0

I'm building a REST based web service which will serve a couple hundreds clients that will upload/request little bursts of information throughout the day and make one larger cache update (about 100-200kb) once a day.

While testing the large update on the production machine (a linux virtual machine in the cloud running Apache/PHP) I discovered to my utter dismay that data gets to client corrupted (i.e. with one or more wrong character) literally MOST of the times.

Example of corrupted JSON, parser says SyntaxError: JSON.parse: expected ':' after property name in object at line 1 column 81998 of the JSON data:

"nascita":"1940-12-17","attiva":true,","cognome":"MILANI"

should be

"nascita":"1940-12-17","attiva":"true","cognome":"MILANI"

This is the HTTP Header of the answer

Connection  Keep-Alive
Content-Type    application/json
Date    Fri, 02 Jun 2017 16:59:39 GMT
Keep-Alive  timeout=5, max=100
Server  Apache/2.4.18 (Ubuntu)
Transfer-Encoding   chunked

I am certainly not an expert when it comes to networking but I used to think that such occurrences, failures of both IP and TCP error detection, were extremely rare. (I found this post interesting: Can a TCP checksum produce a false positive? If yes, how is this dealt with?)

So... what's going here? Am I missing something?

I started to think of possible solutions.

The quickest I could think of was using HTTP compression: if the client is unable to decompress the content (which is very likely in case of data corruption) then I can ask for the content again. I enabled that on Apache and, to my surprise, all responses completed with valid data. Could it be that web browsers (I'm using good old Firefox for testing the web service) have some built-in mechanism for re-requesting corrupt compressed data? Or MAYBE the smaller, less regular nature of compressed data makes TCP/IP mistakes less likely??

The other quick solution that came to my mind was to calculate a checksum of the content, something I could do for smaller requests that don't really benefit from compression. I am trying to figure out if and how the Content-MD5 field in HTTP could help me... Web browser seems to ignore it, so I guess i will have to compute and compare it explicitely on my client...

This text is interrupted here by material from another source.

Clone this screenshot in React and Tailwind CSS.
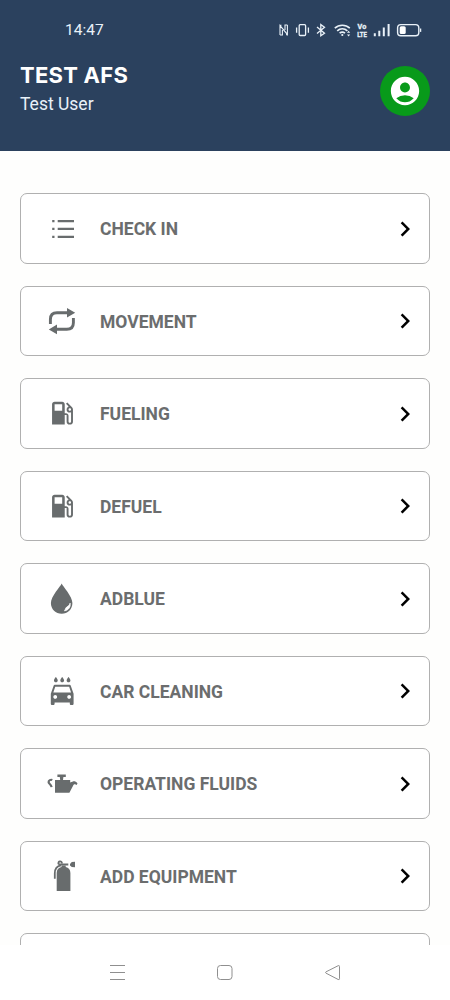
// App.jsx
import React from 'react';
import {
  MdAccountCircle,
  MdLocalCarWash,
  MdLocalGasStation,
  MdNavigateNext,
} from 'react-icons/md';

function StatusIcons() {
  return (
    <svg className="w-[150px] h-5" viewBox="0 0 150 20" fill="none" stroke="#e9f1f8" strokeWidth="1.3">
      {/* NFC */}
      <path d="M5 15V5.6l7.4 8.8V5M5 5.3h1.5M12.4 14.7H11M5 15h2.4V10M12.4 5H10v5" strokeWidth="1.1" />
      {/* Vibrate */}
      <rect x="24.2" y="4.7" width="6.4" height="10.8" rx="1" />
      <path d="M21.6 7.5v5.2M33.4 7.5v5.2" />
      {/* Bluetooth */}
      <path d="M42 7l7.5 6.2-3.7 2.6V4.6l3.7 2.6L42 13.4" />
      {/* Wifi */}
      <path d="M59.8 8.2c4.3-4 10.7-4 15 0M62.2 10.8c3-2.6 7.2-2.6 10.2 0M64.6 13.2c1.6-1.3 3.8-1.3 5.4 0" strokeWidth="1.6" />
      <circle cx="67.3" cy="15" r="1.1" fill="#e9f1f8" stroke="none" />
      <path d="M73.6 10.8l1.6 2h-3.2zM73.6 16.6l1.6-2h-3.2z" fill="#e9f1f8" stroke="none" />
      {/* VoLTE */}
      <g fill="#e9f1f8" stroke="#e9f1f8" strokeWidth=".3" fontFamily="Roboto, sans-serif" fontWeight="700" fontSize="6.5">
        <text x="82.6" y="8.9" textLength="8.6" lengthAdjust="spacingAndGlyphs">Vo</text>
        <text x="82.2" y="16.5" textLength="9.6" lengthAdjust="spacingAndGlyphs">LTE</text>
      </g>
      {/* Signal */}
      <path d="M99.8 13.3v3M104.3 10.8v5.5M108.8 7.6v8.7M113.6 4v12.3" strokeWidth="2" />
      {/* Battery */}
      <rect x="122.6" y="4.6" width="21.2" height="11.2" rx="3.2" strokeWidth="1.4" />
      <rect x="124.7" y="6.3" width="6" height="7.8" rx="1.5" fill="#fff" stroke="none" />
      <path d="M145.6 8.5v3.4" />
    </svg>
  );
}

function ListIcon() {
  return (
    <svg className="size-10" viewBox="0 0 40 40" fill="currentColor">
      <path d="M10.2 10.9h2.3v2.3h-2.3zM15.7 10.9H32v2.3H15.7zM10.2 18.8h2.3v2.3h-2.3zM15.7 18.8H32v2.3H15.7zM10.2 26.7h2.3v2.3h-2.3zM15.7 26.7H32v2.3H15.7z" />
    </svg>
  );
}

function RepeatIcon() {
  return (
    <svg className="size-10" viewBox="0 0 40 40" fill="none" stroke="currentColor" strokeWidth="2.9">
      <path d="M8.4 23v-4.6c0-4.2 2.4-6.6 6.6-6.6h11M31.4 17v4.7c0 4.2-2.4 6.6-6.6 6.6H14" />
      <path d="M25 7L33.2 11.8 25 16.5zM15 23.6L6.8 28.4l8.2 4.8z" fill="currentColor" stroke="none" />
    </svg>
  );
}

function DropIcon() {
  return (
    <svg className="size-10" viewBox="0 0 40 40">
      <path d="M19.7 4.4c-1.2 3-10.8 12.6-10.8 19.7 0 6.3 4.8 10.7 10.8 10.7s10.7-4.4 10.7-10.7c0-7.1-9.6-16.7-10.7-19.7z" fill="currentColor" />
      <path d="M28.1 24.2c.7 3.7-1.5 7-5.6 7.6 1-1.2.9-2.7 2.2-3.7 1.9-1.2 2.7-2 3.4-3.9z" fill="#fff" stroke="#fff" strokeWidth=".8" />
    </svg>
  );
}

function OilCanIcon() {
  return (
    <svg className="size-10" viewBox="0 0 40 40" fill="currentColor">
      <path d="M15.4 10.6h8.4V13h-2.4l-.4 3h7.2v2.4c2.3-.7 3.3-1.6 5.1-1 .9.3 1.6 1 2.2 1.8l-.8 1.9c-1-.8-2-1-3.1-.4l-4.2 8H13V16h5.2l-.4-3h-2.4z" />
      <path d="M10.3 16c-1.6-.7-3.8.3-3.7 2.1.1 2 2.4 1.8 3 5" fill="none" stroke="currentColor" strokeWidth="2.2" />
    </svg>
  );
}

function ExtinguisherIcon() {
  return (
    <svg className="size-10" viewBox="0 0 40 40" fill="currentColor">
      <path d="M14.7 35.1V17c0-3.5 1.8-5.4 4.8-6V9.5h4.2V11c3 .6 4.7 2.5 4.7 6v18.1z" />
      <path d="M16.3 7.4h10v2.2h-10zM28 7.9l1.8-1.8 3.2-.4v5.6l-3.2-.4L28 9.6z" />
      <path d="M16.4 8.2c-.3-3.6 3.2-3.6 3.6-.7M19 9.3c-4.3.7-6.2 3.8-6.2 8v5.5" fill="none" stroke="currentColor" strokeWidth="1.8" />
    </svg>
  );
}

function FuelIcon() {
  return <MdLocalGasStation className="size-[30.4px]" />;
}

function CarWashIcon() {
  return <MdLocalCarWash className="size-[30.4px]" />;
}

const MENU_ITEMS = [
  { label: 'CHECK IN', icon: ListIcon },
  { label: 'MOVEMENT', icon: RepeatIcon },
  { label: 'FUELING', icon: FuelIcon },
  { label: 'DEFUEL', icon: FuelIcon },
  { label: 'ADBLUE', icon: DropIcon },
  { label: 'CAR CLEANING', icon: CarWashIcon },
  { label: 'OPERATING FLUIDS', icon: OilCanIcon },
  { label: 'ADD EQUIPMENT', icon: ExtinguisherIcon },
];

function MenuCard({ label, icon: Icon }) {
  return (
    <button className="w-full h-[70.5px] shrink-0 flex items-center pl-[21px] pr-[9px] bg-white border border-[#b0b0b0] rounded-[7px]">
      <span className="size-10 flex items-center justify-center text-[#686c6d]">
        <Icon />
      </span>
      <span className="ml-[18px] pt-[3px] flex-1 text-left text-[17.5px] font-bold leading-none text-[#6b6d6e]">
        {label}
      </span>
      <MdNavigateNext className="size-[30px] text-black" />
    </button>
  );
}

export default function App() {
  return (
    <div className="w-[450px] h-[1000px] flex flex-col overflow-hidden bg-[#fefefd] font-['Roboto',sans-serif]">
      {/* Header */}
      <header className="h-[151px] shrink-0 bg-[#2b415e] text-[#e9f1f8]">
        <div className="flex items-center justify-between h-[60px] pl-[65px] pr-[25px]">
          <span className="pt-0.5 text-[15.5px] leading-none">14:47</span>
          <StatusIcons />
        </div>
        <div className="flex items-start justify-between px-5">
          <div className="pt-px">
            <h1 className="font-['Inter',sans-serif] text-[22px] leading-[28px] font-bold tracking-[0.25px] text-white">TEST AFS</h1>
            <p className="pt-px text-[17.5px] leading-[28px]">Test User</p>
          </div>
          <button className="mt-1.5 size-[50px] flex items-center justify-center rounded-full bg-[#089a1a] text-white">
            <MdAccountCircle className="size-[34px]" />
          </button>
        </div>
      </header>

      {/* Menu */}
      <main className="flex-1 min-h-0 overflow-hidden flex flex-col gap-[22px] px-5 pt-[42.4px]">
        {MENU_ITEMS.map((item) => (
          <MenuCard key={item.label} label={item.label} icon={item.icon} />
        ))}
        <div className="h-[70.5px] shrink-0 bg-white border border-[#b0b0b0] rounded-[7px]" />
      </main>

      {/* System navigation */}
      <nav className="h-[55px] shrink-0 flex items-center justify-between px-[109px] bg-white text-[#8f8f8f]">
        <svg className="size-4" viewBox="0 0 16 16" fill="none" stroke="currentColor">
          <path d="M1 .5h15M1 7.5h15M1 14.5h15" />
        </svg>
        <svg className="size-4" viewBox="0 0 16 16" fill="none" stroke="currentColor">
          <rect x=".5" y=".5" width="14.5" height="14" rx="3" />
        </svg>
        <svg className="size-4" viewBox="0 0 16 16" fill="none" stroke="currentColor" strokeLinejoin="round">
          <path d="M.9 6.9L13.2.7q1.3-.5 1.3.8v12.2q0 1.3-1.3.8L.9 8.1q-.8-.6 0-1.2z" />
        </svg>
      </nav>
    </div>
  );
}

Using TLS may be another good idea, possibly the best.

Or again.... am I missing something HUGE? Like, I don't know, for some reason my Apache is using UDP??

  • Can you provide examples of how it's corrupted? – Fletchius Jun 02 '17 at 16:54
  • What are you uploading and how? How are you attempting to decode the upload? What makes you say the data is corrupt? – Matt Clark Jun 02 '17 at 16:55
  • it's JSON data, firefox tries to parse it and tells me which columns contains an error – Henry Chinaski Jun 02 '17 at 16:57
  • These are corrupt JSON responses, not corrupt HTTP. – user207421 Jun 02 '17 at 17:24
  • @EJP I would drop JSON from the title, it's misleading, it could be xml, english or anything for what it matters – Henry Chinaski Jun 02 '17 at 17:38
  • @Henry I wouldn't. Corrupt JSON can only be caused by incorrect JSON-producung code. – user207421 Jun 04 '17 at 00:32
  • @EJP Nope, that's what I'm trying to say, please read my full question again. Characters misplacements are erratic, they change at each refresh whereas the data and code behind are staying the same. If JSON was incorrect than can you explain why using http compression suddenly makes it work every time? – Henry Chinaski Jun 04 '17 at 07:39

1 Answers1

3

All these errors didn't make any sense.

So I got Wireshark to capture all TCP segments incoming from the web server and see what could be wrong with them. Again, Firefox showed a mistake at a random column but.... it turned out that there was no such error in the corresponding TCP segment!

I then tried Chrome (which doesn't come with a built in parser), installed JSONView extension and everything there was fine! Did the the same with Firefox, installed JSONView, and.. no errors!

Turns out there's some kind of bug with the latest Firefox built-in JSON viewer. I'm running 53.0.3 right now.